You see, the terminology of pushing/pulling current is of limited help unless you are used to the concept. In the end, there is just the trinity between pressure, resistance and air flow.

In electronics, this is exactly what the ohmic law expresses.

For your case that means, that the battery is not responsible for the occured damage. There must be something wrong with the USB port. In special, the 5V regulator inside it appears the be malfunctioning and probably provides its load with full 12V. In our analogy: the whole (load) is not meant to get that high pressure and it will blow up (like popping a baloon with a needle).


We can find the current flowing out of a battery by dividing the voltage at the battery terminals by the resistance in the rest of the circuit. That is Ohm's law.

$$I = \frac{V}{R}$$

(\$I\$ is the standard symbol for current)

A car battery, ignoring non-idealities, acts like a constant voltage source. That is, within limits, and approximately, it has the same voltage whether there is 1 amp or 10 amps flowing out of it.

Since the voltage is (relatively) constant, changes in the load (the resistance of the rest of the circuit) will result in changes in current. Thus, we can say that the load "draws" or "pulls" current, with lower resistance loads "pulling" more current.

There is another "ideal" component called a constant current source. If a constant current source is connected to a resistor, the current (within the limitations of the constant current source) is determined by the constant current source, and not by the resistor. That is, the constant current source "pushes" a given current.

(The ability of a "real" constant current source to maintain a constant current is limited by the voltage its terminals can reach. Since \$V=IR\$, if \$I\$ is fixed, and \$R\$ increases, then \$V\$ must increase. But real devices cannot raise their voltages without limit, so at some point, \$R\$ will be so high that the device cannot deliver its set current.)

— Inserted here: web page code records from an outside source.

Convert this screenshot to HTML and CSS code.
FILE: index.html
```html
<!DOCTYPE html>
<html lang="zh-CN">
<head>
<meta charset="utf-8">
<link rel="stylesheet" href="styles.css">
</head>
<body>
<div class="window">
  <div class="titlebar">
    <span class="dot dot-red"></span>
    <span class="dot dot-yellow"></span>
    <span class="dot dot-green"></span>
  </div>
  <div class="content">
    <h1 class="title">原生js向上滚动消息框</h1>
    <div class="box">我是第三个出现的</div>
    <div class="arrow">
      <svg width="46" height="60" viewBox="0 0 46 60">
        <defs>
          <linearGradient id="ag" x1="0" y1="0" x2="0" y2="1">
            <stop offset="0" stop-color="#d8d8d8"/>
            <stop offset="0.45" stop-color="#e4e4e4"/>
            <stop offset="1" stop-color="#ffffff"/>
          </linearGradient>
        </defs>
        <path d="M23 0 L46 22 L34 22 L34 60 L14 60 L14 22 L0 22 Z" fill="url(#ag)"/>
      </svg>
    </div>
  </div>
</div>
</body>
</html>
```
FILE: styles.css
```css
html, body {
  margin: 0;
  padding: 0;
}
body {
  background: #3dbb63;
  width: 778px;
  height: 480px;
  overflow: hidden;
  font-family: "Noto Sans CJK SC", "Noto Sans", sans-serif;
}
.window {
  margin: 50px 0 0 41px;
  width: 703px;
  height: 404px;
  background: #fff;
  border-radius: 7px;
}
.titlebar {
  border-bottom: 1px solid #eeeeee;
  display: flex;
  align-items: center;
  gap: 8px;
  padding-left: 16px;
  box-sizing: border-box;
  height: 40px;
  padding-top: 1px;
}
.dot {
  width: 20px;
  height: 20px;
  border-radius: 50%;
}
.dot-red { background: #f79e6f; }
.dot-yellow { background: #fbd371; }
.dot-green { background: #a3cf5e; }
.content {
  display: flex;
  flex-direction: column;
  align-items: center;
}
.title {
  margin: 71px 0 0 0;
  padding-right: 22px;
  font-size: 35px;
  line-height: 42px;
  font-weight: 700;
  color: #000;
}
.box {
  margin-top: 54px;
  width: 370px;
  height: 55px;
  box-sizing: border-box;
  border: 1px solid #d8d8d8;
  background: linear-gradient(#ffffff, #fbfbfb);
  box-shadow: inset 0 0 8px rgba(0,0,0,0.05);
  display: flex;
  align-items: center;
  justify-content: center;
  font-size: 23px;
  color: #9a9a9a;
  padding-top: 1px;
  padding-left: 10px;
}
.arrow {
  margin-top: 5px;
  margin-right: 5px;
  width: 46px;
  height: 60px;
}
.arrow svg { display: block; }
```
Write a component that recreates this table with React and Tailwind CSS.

But, as already explained, a battery is not like a constant current source, but like a constant voltage source, at least within limits and approximately.

Many power supplies, within limits, behave primarily as constant voltage sources. However, some power supplies, especially bench supplies, can operate either in a constant voltage mode, or in a constant current mode (within limits).


The terminology is often misleading.

A battery creates an electic potential between its terminals; an electric field. If you put a conductor across the terminals of the battery, then the field pushes the electrons through the conductor, creating a current.

If the voltage is too high for the thing you've connected, then too much current flows and the thing burns out.

(USB C may be a bit different in that the appliance can actually request the voltage it wants, but that's a special USB C thing).